Countries like Kenya, Zambia and Angola where inflation is slowing or within target may leave rates unchanged to help support economic growth. Others — such as South Africa — that are more connected with global markets through asset flows and commodity prices are likely to hike, according to Tatonga Rusike, sub-Saharan Africa economist at Bank of America.

Here’s what central bankers in Africa may do:

Zambia, May 18
Policy rate: 9%
Inflation rate: 11.5% (April)
Inflation target: 6%-8%
Zambia will likely hold its key rate with inflation at a two-and-a-half year-low

Policy makers at the Bank of Zambia have been focused on driving inflation back to within target by next year. With the gauge slowing for a ninth straight month in April to a two-and-a-half year-low, the monetary policy committee will probably stand pat, said Trevor Hambayi, a Lusaka-based independent economist. That will support the economy’s recovery and may boost the kwacha, which has strengthened 4.5% against the dollar since April, helping to offset price pressures from rising gasoline and wheat costs.

The MPC will probably keep borrowing costs on hold until Africa’s second-largest copper producer secures a bailout from the International Monetary Fund allowing it to drive its economic agenda, which would require increased liquidity and open the door for a rate cut, Hambayi said.

Egypt, May 19
Deposit rate: 9.25%
Inflation rate: 13.1% (April)
Inflation target: 7% +/- 2 ppt
Annual inflation in Egypt surged in April, fueled by soaring food prices

After Egypt hiked its key interest rate for the first time in five years in March, more may be on the cards as the North African nation faces a spike in consumer prices and a hawkish US Federal Reserve affects capital flows.

Annual inflation hit its highest level in almost three years in April as food costs soared by about a quarter. That meant both Egypt’s policy rates turned negative, when adjusted for prices, for the first time since 2018, undercutting a high differential that had made the country a favorite for overseas portfolio investors.

To contain inflation and compete with other emerging markets, Egypt’s central bank may raise rates by as much as 200 basis points this month, said Radwa El-Swaify, head of research at Cairo-based Al Ahly Pharos. “Global monetary tightening is a crucial factor in this decision,” she said.

South Africa, May 19
Repurchase rate: 4.25%
Inflation rate: 5.9% (March)
Inflation target: 3%-6%
South Africa’s central bank will raise its benchmark interest rate this week. The only question is “by how much?”

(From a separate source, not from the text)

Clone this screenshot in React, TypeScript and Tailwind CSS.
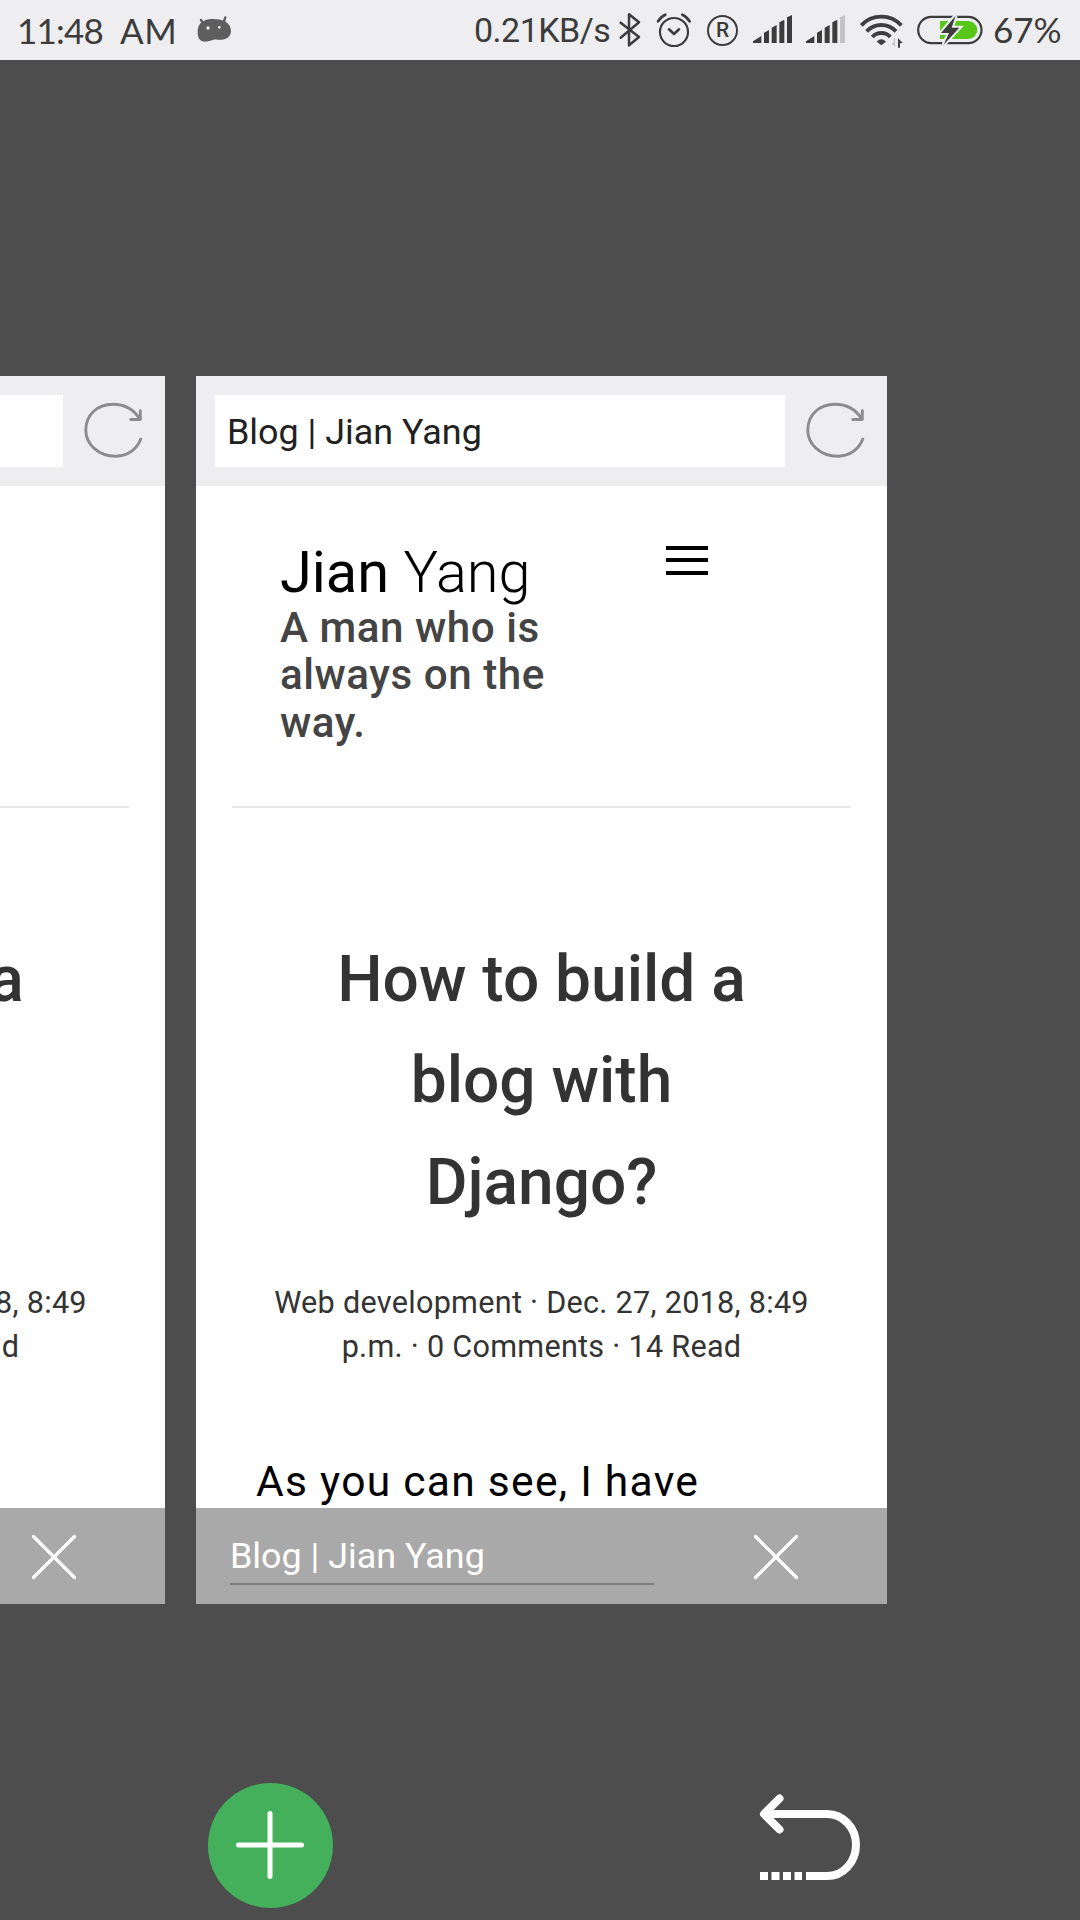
function StatusBar() {
  return (
    <header className="flex h-[60px] shrink-0 items-center bg-[#eeeef0] text-[#3c3c3c]">
      <div className="flex w-[473px] items-center">
        <span className="ml-[17px] w-[91px] font-[Lato,sans-serif] text-[35px] leading-[60px] tracking-[-0.800px] whitespace-nowrap">11:48</span>
        <span className="ml-[12px] w-[60px] font-[Lato,sans-serif] text-[35px] leading-[60px] tracking-[0.500px] whitespace-nowrap">AM</span>
        <svg className="ml-[16px] h-[36px] w-[36px]" viewBox="588 36 108 108" fill="#5e5e5f">
          <path d="M593 96 C592 72 608 58 635 57 C668 56 692 66 693 93 C693 114 672 122 652 119 C638 117 632 125 613 125 C598 124 593 112 593 96Z" />
          <path d="M612 74 L603 60 M671 67 L676 52" stroke="#5e5e5f" strokeWidth="7" strokeLinecap="round" fill="none" />
          <circle cx="624" cy="84" r="5" fill="#eeeef0" />
          <circle cx="658" cy="82" r="4" fill="#eeeef0" />
        </svg>
      </div>
      <span className="w-[145px] pl-px font-[Roboto] text-[34px] leading-[60px] tracking-[-0.500px] whitespace-nowrap">0.21KB/s</span>
      <svg className="h-[36px] w-[24px]" viewBox="474 36 72 108" fill="none" stroke="#3c3c3c" strokeWidth="7.500" strokeLinejoin="round" strokeLinecap="round">
        <path d="M482 68 L537 111 L507 136 V43 L537 67 L482 113" />
      </svg>
      <svg className="ml-[13px] h-[36px] w-[37px]" viewBox="585 36 111 108" fill="none" stroke="#3c3c3c" strokeWidth="6.500" strokeLinecap="round" strokeLinejoin="round">
        <circle cx="642" cy="96" r="42" />
        <path d="M627 88 L642 102 L657 88" strokeWidth="8" />
        <path d="M594 64 Q602 50 616 44 M667 44 Q681 50 689 64" strokeWidth="8" />
      </svg>
      <div className="ml-[15px] flex h-[31px] w-[31px] items-center justify-center rounded-full border-2 border-[#3c3c3c]">
        <span className="font-[Roboto] text-[21px] leading-none font-medium">R</span>
      </div>
      <SignalIcon className="ml-[14px] h-[36px] w-[41px]" last="#3c3c3c" />
      <SignalIcon className="ml-[12px] h-[36px] w-[41px]" last="#c3c3c5" />
      <svg className="ml-[13px] h-[36px] w-[45px]" viewBox="267 36 135 108" fill="none" stroke="#3f3f3f" strokeWidth="11.500">
        <path d="M274 76 Q298 50 334 50 Q370 50 394 76" />
        <path d="M290 94 Q308 75 334 75 Q360 75 378 94" />
        <path d="M307 111 Q317 99 334 99 Q351 99 361 111" />
        <path d="M320 125 Q334 111 348 125 L334 136Z" fill="#3f3f3f" stroke="none" />
        <path d="M375 114 V142 L365 129 H371 V114Z" fill="#c3c3c5" stroke="none" />
        <path d="M384 143 V114 L398 129 H390 V143Z" fill="#3f3f3f" stroke="none" />
      </svg>
      <svg className="ml-[12px] h-[36px] w-[68px]" viewBox="438 36 204 108">
        <rect x="444.500" y="50.500" width="190" height="79" rx="39.500" fill="none" stroke="#3c3c3c" strokeWidth="6.500" />
        <path d="M510 63 H595 A27 27 0 0 1 595 117 H510Z" fill="#57c717" />
        <path d="M557 47 L513 99 H537 L521 134 L568 83 H545Z" fill="#3c3c3c" stroke="#eeeef0" strokeWidth="12" paintOrder="stroke" />
      </svg>
      <span className="ml-[9px] w-[79px] pb-[2px] font-[Lato,sans-serif] text-[35px] leading-[58px] whitespace-nowrap">67%</span>
    </header>
  );
}

function SignalIcon({ className, last }: { className: string; last: string }) {
  return (
    <svg className={className} viewBox="105 36 123 108" fill="#3c3c3c">
      <path d="M108 129 V124 L133 108 V129Z" />
      <path d="M141 129 V98 L156 90 V129Z" />
      <path d="M164 129 V83 L179 75 V129Z" />
      <path d="M187 129 V67 L202 59 V129Z" />
      <path d="M210 129 V52 L225 45 V129Z" fill={last} />
    </svg>
  );
}

function TabCard() {
  return (
    <article className="flex h-[1228px] w-[691px] shrink-0 flex-col bg-white">
      <div className="flex h-[110px] shrink-0 items-center bg-[#eeeef0] pl-[19px]">
        <div className="h-[72px] w-[570px] bg-white pl-[12px] text-[35.900px] leading-[75px] whitespace-nowrap text-[#212121]">Blog | Jian Yang</div>
        <svg className="ml-[20px] h-[60px] w-[60px]" viewBox="0 0 60 60" fill="none" stroke="#8c8c8c" strokeWidth="2.900" strokeLinecap="round" strokeLinejoin="round">
          <path d="M57.800 38 C54 48 45 55 33 55.200 C15 55.200 2.800 43 2.800 29 C2.800 14 14 3.200 30 3.200 C42 3.200 51 9 56.500 17.500" />
          <path d="M57.300 9.800 V18.500 H47.800" />
        </svg>
      </div>
      <div className="flex h-[1022px] flex-col overflow-hidden px-[36px]">
        <div className="flex h-[320px] shrink-0 pl-[48px]">
          <div className="w-[300px] pt-[54px]">
            <h1 className="text-[57.700px] leading-[64px] whitespace-nowrap text-black">
              Jian <span className="font-light">Yang</span>
            </h1>
            <p className="text-[42.200px] leading-[47.300px] font-medium tracking-[0.520px] text-[#444]">
              A man who is
              <br />
              always on the
              <br />
              way.
            </p>
          </div>
          <div className="ml-[86px] flex w-[42px] flex-col gap-[8.500px] pt-[59.500px]">
            <div className="h-[4px] bg-black" />
            <div className="h-[4px] bg-black" />
            <div className="h-[4px] bg-black" />
          </div>
        </div>
        <div className="h-[2px] shrink-0 bg-[#e8e8e8]" />
        <h2 className="mt-[120.500px] text-center text-[64px] leading-[101.700px] font-medium text-[#333]">
          How to build a
          <br />
          blog with
          <br />
          Django?
        </h2>
        <p className="mt-[47.500px] text-center text-[30.600px] leading-[43.800px] tracking-[0.280px] whitespace-nowrap text-[#333]">
          Web development · Dec. 27, 2018, 8:49
          <br />
          p.m. · 0 Comments · 14 Read
        </p>
        <p className="mt-[80px] pl-[24px] text-[42.600px] leading-[64px] tracking-[1.250px] whitespace-nowrap text-black">As you can see, I have</p>
      </div>
      <div className="flex h-[96px] shrink-0 items-start bg-[#a9a9a9] pl-[34px]">
        <div className="h-[77px] w-[424px] border-b-2 border-[#808080] text-[35.900px] leading-[97px] whitespace-nowrap text-white">Blog | Jian Yang</div>
        <svg className="mt-[25px] ml-[98px] h-[48px] w-[48px]" viewBox="0 0 48 48" stroke="#fff" strokeWidth="3.200" strokeLinecap="round">
          <path d="M3.500 3.500 L44.500 44.500 M44.500 3.500 L3.500 44.500" />
        </svg>
      </div>
    </article>
  );
}

export default function App() {
  return (
    <div className="flex h-[1920px] w-[1080px] flex-col overflow-hidden bg-[#4d4d4d] font-[Roboto,sans-serif]">
      <StatusBar />
      <main className="mt-[316px] -ml-[526px] flex gap-[31px]">
        <TabCard />
        <TabCard />
      </main>
      <footer className="mt-[178.500px] flex items-start pl-[207.500px]">
        <button className="flex h-[125px] w-[125px] items-center justify-center rounded-full bg-[#44b05c]">
          <svg className="h-[72px] w-[72px]" viewBox="0 0 72 72" stroke="#fff" strokeWidth="5" strokeLinecap="round">
            <path d="M4.500 36 H67.500 M36 4.500 V67.500" />
          </svg>
        </button>
        <svg className="mt-[9.500px] ml-[424.500px] h-[92px] w-[106px]" viewBox="757 1792 106 92" fill="none" stroke="#fff" strokeWidth="8">
          <path d="M764 1814 H827 A29 31 0 0 1 827 1876 H806" />
          <path d="M779.500 1798.500 L764 1814 L779.500 1829.500" strokeLinecap="round" strokeLinejoin="round" />
          <path d="M760 1876 H802" strokeDasharray="8 3.500" />
        </svg>
      </footer>
    </div>
  );
}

While the South African Reserve Bank lifted the key rate by 25 basis points in each of its last three meetings, two out of five MPC members voted for a bigger, half-point hike in March. Now, more of the panelists may agree to up the pace of tightening due to inflation that’s set to temporarily breach the ceiling of Reserve Bank’s target, a weaker currency, and a more hawkish US Federal Reserve and European Central Bank.

“Our view has changed and we now see a 50 basis point hike in May,” said Mpho Molopyane, an economist at FirstRand Group Ltd.’s Rand Merchant Bank. Capital outflows and heightened rand weakness since the Fed’s upward move are also among the factors that will influence decision-making, she said.

Of the 20 economists in a Bloomberg survey, five predict an 25 basis point increase, with the rest expecting a half-percentage-point hike.

Ghana, May 23
Policy rate: 17%
Inflation rate: 23.6% (April)
Inflation target: 8% +/- 2 ppts

Ghana’s monetary authority will face a tough choice: support economic growth or tame runaway inflation. The decision even has economists split.

Absa Group Ltd. analysts Ridle Markus and Samantha Singh expect the central bank to raise the benchmark interest rate by 200 basis points as they forecast inflation to exceed the MPC’s estimates after accelerating at a faster than anticipated pace in March and April.